:: Records for the task ::
★ ★ ★ ★ ★
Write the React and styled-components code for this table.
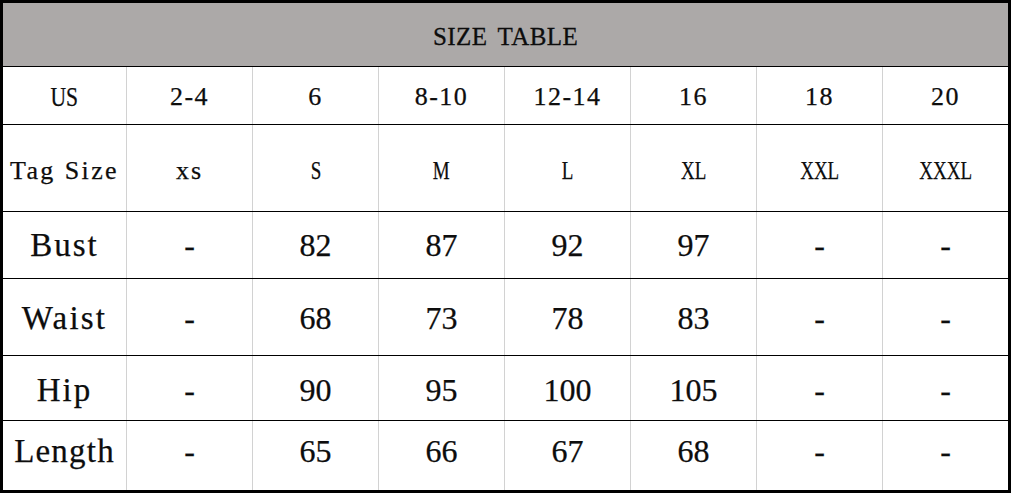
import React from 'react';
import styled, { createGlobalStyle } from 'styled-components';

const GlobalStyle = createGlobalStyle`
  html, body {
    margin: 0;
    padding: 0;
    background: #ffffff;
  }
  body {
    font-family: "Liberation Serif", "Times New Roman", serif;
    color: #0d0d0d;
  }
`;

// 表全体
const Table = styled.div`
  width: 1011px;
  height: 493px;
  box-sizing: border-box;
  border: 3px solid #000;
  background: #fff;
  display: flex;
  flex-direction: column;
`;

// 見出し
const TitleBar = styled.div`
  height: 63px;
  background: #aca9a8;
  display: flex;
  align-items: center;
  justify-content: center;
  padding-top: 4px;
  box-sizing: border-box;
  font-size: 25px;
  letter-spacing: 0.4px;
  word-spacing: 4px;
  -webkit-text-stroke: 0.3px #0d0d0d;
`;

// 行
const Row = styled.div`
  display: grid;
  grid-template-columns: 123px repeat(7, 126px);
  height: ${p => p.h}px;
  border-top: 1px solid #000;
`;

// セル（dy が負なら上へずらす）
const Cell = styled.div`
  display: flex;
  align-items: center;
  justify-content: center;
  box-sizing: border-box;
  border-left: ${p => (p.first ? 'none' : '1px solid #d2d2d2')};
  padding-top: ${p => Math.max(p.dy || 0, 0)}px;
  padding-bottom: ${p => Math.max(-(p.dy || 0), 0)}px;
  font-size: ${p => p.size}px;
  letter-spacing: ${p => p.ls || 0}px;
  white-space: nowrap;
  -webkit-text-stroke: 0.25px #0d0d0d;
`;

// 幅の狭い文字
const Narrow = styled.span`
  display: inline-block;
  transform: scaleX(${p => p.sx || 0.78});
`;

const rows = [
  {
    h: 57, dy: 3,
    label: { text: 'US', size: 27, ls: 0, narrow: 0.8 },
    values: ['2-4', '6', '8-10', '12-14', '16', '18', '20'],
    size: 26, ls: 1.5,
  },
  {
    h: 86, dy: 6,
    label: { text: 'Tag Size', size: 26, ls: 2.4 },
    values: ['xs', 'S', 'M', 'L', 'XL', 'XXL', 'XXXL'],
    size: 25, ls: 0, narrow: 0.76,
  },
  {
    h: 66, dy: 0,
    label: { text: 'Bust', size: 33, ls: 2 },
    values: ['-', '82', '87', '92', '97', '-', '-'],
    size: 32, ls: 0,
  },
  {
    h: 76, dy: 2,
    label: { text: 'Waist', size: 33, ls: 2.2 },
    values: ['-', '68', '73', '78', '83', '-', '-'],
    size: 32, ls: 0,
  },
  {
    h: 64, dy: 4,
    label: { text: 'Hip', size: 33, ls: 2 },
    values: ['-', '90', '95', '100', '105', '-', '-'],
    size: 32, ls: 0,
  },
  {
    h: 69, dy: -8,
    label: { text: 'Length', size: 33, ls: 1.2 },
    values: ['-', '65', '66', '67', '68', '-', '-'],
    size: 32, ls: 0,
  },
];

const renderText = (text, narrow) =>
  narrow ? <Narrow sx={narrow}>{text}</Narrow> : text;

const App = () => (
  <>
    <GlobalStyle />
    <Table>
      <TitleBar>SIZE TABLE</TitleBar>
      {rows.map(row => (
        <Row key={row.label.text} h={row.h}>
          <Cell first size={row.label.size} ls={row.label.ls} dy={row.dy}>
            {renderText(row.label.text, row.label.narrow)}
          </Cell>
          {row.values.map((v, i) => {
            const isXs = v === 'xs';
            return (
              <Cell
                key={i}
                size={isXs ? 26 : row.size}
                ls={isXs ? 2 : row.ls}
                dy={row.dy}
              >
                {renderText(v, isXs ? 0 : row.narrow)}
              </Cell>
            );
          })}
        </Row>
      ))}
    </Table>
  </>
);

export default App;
★ ★ ★ ★ ★
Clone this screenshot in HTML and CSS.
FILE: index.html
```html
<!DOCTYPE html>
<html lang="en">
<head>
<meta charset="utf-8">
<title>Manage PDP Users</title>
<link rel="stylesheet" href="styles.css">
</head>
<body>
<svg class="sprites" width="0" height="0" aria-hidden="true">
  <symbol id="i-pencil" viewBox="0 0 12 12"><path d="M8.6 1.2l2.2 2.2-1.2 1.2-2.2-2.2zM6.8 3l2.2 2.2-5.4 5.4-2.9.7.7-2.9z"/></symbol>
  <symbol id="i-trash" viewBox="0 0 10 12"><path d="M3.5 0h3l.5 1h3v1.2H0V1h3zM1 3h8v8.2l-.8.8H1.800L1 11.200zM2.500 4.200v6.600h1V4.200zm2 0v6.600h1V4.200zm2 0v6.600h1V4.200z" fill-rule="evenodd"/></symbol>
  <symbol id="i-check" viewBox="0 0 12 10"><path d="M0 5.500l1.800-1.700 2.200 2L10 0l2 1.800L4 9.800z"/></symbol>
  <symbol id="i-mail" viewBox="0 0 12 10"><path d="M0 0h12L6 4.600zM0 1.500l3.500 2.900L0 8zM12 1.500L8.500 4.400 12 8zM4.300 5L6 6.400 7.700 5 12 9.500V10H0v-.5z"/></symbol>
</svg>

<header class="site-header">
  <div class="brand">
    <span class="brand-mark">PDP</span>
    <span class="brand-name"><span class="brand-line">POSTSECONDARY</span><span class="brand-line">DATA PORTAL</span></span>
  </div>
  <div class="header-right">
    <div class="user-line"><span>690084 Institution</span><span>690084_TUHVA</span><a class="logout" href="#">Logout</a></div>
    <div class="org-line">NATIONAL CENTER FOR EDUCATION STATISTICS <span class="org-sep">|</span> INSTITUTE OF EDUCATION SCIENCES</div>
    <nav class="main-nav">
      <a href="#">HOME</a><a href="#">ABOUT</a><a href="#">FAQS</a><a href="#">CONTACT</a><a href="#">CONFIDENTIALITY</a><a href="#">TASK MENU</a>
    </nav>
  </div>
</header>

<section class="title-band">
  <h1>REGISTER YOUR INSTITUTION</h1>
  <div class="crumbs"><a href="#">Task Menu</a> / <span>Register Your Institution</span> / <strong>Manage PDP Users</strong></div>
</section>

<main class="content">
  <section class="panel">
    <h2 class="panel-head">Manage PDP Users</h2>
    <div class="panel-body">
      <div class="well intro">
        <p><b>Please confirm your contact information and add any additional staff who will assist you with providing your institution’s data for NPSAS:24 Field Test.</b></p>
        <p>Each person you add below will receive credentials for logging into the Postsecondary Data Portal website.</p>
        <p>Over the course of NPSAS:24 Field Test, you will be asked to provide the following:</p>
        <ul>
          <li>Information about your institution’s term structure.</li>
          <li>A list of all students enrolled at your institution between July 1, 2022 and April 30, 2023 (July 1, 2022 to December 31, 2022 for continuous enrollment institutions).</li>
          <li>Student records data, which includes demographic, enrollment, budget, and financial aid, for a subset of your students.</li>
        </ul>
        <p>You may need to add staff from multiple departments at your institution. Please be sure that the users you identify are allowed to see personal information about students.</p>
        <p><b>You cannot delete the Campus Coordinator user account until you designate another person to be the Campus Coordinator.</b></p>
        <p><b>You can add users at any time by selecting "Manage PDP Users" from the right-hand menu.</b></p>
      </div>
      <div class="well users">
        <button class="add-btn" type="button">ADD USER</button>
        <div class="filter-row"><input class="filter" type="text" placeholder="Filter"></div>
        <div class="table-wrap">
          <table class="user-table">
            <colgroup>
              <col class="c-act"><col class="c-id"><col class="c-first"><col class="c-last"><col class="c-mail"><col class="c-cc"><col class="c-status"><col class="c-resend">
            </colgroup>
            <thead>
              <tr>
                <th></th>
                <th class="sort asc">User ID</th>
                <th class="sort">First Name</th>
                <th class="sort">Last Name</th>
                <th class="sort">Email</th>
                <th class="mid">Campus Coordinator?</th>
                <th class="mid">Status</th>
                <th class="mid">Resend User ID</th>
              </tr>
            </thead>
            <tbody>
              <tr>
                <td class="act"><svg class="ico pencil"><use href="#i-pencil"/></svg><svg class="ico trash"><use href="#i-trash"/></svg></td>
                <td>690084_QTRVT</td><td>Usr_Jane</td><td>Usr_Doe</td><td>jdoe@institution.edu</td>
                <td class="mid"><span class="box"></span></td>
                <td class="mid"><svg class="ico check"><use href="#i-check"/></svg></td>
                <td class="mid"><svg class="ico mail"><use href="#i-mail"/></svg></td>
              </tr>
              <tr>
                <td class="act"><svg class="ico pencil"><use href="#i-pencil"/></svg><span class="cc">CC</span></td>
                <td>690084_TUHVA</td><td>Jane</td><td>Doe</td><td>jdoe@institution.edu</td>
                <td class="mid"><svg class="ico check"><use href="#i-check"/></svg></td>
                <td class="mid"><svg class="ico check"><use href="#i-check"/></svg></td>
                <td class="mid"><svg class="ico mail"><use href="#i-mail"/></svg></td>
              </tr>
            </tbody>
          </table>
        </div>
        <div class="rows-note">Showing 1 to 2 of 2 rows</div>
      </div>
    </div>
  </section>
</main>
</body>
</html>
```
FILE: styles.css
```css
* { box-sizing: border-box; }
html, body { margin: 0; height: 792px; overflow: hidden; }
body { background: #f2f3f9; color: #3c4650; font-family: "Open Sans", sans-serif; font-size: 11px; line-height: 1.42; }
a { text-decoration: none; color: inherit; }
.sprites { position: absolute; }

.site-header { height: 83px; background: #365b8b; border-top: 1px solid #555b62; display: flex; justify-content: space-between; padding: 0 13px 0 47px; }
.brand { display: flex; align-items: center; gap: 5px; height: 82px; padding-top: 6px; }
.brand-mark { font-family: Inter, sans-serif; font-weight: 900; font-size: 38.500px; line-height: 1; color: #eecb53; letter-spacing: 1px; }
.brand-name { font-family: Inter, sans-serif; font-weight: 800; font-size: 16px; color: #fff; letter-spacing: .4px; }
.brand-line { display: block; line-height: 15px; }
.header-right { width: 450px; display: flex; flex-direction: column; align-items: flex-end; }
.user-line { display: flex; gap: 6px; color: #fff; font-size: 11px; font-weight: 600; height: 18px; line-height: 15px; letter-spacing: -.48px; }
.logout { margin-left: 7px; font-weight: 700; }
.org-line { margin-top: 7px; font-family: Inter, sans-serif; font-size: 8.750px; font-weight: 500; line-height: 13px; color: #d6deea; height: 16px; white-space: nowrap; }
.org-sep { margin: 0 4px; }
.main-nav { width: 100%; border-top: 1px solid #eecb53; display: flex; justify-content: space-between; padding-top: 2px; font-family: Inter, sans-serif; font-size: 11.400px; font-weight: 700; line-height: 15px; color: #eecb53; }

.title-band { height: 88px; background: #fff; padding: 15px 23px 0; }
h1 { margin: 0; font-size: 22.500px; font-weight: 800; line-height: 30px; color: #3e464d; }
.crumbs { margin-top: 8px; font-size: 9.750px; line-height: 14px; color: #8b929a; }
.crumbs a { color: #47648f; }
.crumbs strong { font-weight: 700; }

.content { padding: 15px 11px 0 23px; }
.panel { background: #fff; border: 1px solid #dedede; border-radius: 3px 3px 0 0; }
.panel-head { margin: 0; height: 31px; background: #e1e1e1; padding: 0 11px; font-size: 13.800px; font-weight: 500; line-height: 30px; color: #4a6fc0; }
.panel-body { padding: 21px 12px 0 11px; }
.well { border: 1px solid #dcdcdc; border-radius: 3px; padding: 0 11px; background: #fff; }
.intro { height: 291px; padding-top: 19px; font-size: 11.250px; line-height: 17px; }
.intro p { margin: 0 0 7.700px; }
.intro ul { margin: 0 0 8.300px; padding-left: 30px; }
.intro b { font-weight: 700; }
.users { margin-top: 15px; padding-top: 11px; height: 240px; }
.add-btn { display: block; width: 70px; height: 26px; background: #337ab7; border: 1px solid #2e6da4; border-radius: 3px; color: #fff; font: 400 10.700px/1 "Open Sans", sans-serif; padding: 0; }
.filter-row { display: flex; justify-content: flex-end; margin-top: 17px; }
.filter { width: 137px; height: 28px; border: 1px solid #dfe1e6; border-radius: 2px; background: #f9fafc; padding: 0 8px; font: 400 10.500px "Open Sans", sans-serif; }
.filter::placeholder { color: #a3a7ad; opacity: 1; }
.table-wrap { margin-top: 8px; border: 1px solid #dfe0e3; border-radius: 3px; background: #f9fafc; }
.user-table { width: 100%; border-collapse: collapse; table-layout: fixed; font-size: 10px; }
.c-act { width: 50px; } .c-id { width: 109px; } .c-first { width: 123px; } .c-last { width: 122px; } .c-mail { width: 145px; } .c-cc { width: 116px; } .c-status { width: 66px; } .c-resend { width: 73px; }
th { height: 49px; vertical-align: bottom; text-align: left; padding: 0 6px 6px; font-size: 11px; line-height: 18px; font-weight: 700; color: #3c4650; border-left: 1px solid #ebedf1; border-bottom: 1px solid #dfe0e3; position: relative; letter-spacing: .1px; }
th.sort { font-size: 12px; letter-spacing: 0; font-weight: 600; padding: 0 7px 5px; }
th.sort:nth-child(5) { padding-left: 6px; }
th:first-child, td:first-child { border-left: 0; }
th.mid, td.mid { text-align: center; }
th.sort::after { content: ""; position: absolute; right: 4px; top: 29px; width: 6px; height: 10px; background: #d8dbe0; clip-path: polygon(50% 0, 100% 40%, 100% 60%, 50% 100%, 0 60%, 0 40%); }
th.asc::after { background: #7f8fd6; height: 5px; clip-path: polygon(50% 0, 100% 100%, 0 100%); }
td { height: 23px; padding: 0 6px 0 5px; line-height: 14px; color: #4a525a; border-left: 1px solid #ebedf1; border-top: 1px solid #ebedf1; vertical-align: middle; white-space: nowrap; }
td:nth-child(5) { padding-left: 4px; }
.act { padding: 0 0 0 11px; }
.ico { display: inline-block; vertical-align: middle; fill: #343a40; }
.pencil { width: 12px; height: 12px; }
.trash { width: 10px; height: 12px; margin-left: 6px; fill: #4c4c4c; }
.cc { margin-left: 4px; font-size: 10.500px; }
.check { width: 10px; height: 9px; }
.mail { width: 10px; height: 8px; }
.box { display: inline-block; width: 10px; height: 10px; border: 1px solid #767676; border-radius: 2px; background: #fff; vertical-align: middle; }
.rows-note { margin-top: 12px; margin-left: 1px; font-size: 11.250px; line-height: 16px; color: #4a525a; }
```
★ ★ ★ ★ ★
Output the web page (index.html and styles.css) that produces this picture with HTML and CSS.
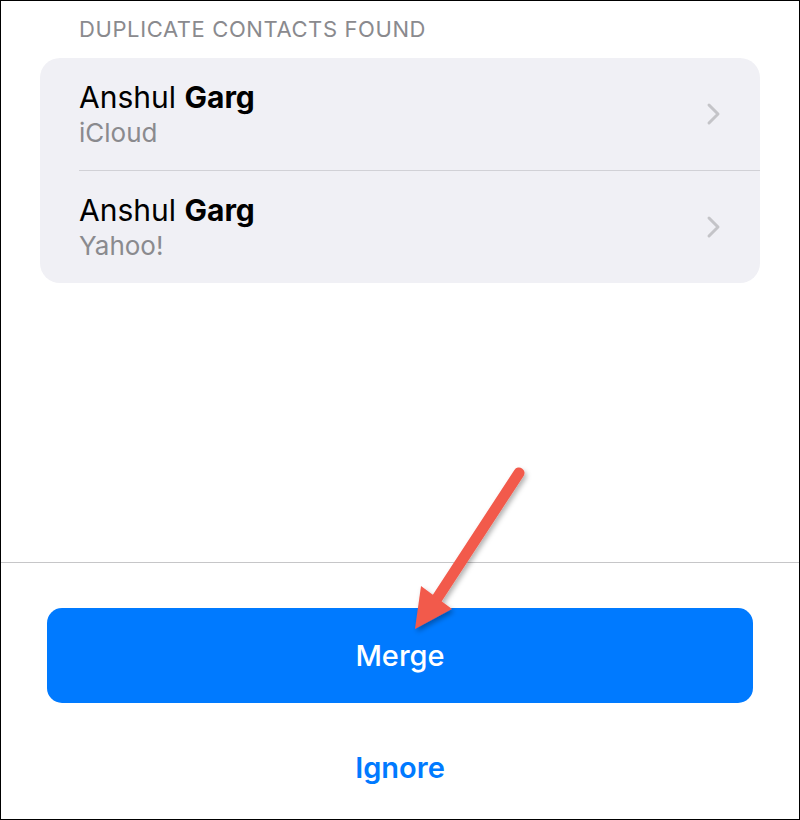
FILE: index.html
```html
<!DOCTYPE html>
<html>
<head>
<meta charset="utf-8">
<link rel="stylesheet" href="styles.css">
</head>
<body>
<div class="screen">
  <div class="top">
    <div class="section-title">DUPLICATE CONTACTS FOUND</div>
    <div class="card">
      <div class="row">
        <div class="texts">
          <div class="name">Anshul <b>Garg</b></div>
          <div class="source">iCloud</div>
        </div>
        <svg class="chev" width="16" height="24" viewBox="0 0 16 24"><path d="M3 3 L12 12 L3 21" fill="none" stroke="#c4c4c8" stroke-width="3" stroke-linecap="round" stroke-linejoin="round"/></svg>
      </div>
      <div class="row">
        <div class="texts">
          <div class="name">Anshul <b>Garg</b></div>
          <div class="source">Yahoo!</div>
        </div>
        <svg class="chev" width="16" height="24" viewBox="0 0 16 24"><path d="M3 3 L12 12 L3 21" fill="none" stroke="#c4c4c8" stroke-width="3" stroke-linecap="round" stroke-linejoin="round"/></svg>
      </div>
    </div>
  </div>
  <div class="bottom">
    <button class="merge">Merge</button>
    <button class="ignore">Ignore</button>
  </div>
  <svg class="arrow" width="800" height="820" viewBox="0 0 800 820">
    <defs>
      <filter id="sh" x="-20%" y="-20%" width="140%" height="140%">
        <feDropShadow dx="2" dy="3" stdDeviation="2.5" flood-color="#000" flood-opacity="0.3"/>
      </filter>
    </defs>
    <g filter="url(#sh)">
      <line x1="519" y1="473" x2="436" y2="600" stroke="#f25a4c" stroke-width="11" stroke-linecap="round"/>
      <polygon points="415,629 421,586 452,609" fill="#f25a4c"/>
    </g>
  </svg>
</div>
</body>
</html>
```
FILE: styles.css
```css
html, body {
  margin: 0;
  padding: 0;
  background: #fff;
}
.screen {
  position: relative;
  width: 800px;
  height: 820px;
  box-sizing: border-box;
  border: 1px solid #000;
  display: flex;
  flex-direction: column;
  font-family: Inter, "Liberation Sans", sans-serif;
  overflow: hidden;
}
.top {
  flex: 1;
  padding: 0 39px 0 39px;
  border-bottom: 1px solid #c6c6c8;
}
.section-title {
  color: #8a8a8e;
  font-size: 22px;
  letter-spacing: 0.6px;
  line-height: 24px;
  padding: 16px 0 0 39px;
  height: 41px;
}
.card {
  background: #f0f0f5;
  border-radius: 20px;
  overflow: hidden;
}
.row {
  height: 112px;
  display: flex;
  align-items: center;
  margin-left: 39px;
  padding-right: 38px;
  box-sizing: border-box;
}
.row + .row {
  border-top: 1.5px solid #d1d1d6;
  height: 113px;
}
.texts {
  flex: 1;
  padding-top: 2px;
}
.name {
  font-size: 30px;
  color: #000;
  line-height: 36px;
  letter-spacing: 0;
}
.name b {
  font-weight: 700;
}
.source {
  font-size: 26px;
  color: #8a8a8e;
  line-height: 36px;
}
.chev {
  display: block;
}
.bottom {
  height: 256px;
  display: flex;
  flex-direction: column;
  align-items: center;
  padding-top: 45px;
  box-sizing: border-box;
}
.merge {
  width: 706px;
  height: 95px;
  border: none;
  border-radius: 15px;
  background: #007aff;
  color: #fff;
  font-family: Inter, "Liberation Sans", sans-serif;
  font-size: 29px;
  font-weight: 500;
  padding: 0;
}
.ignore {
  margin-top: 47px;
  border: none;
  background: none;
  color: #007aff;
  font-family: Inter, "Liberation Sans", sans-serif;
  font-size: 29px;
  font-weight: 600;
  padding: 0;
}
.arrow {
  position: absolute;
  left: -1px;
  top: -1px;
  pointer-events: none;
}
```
★ ★ ★ ★ ★
:: Given task ::
Search the preceding listing for "React" and extract every line where it is found.

:: Full output ::
Write the React and styled-components code for this table.
import React from 'react';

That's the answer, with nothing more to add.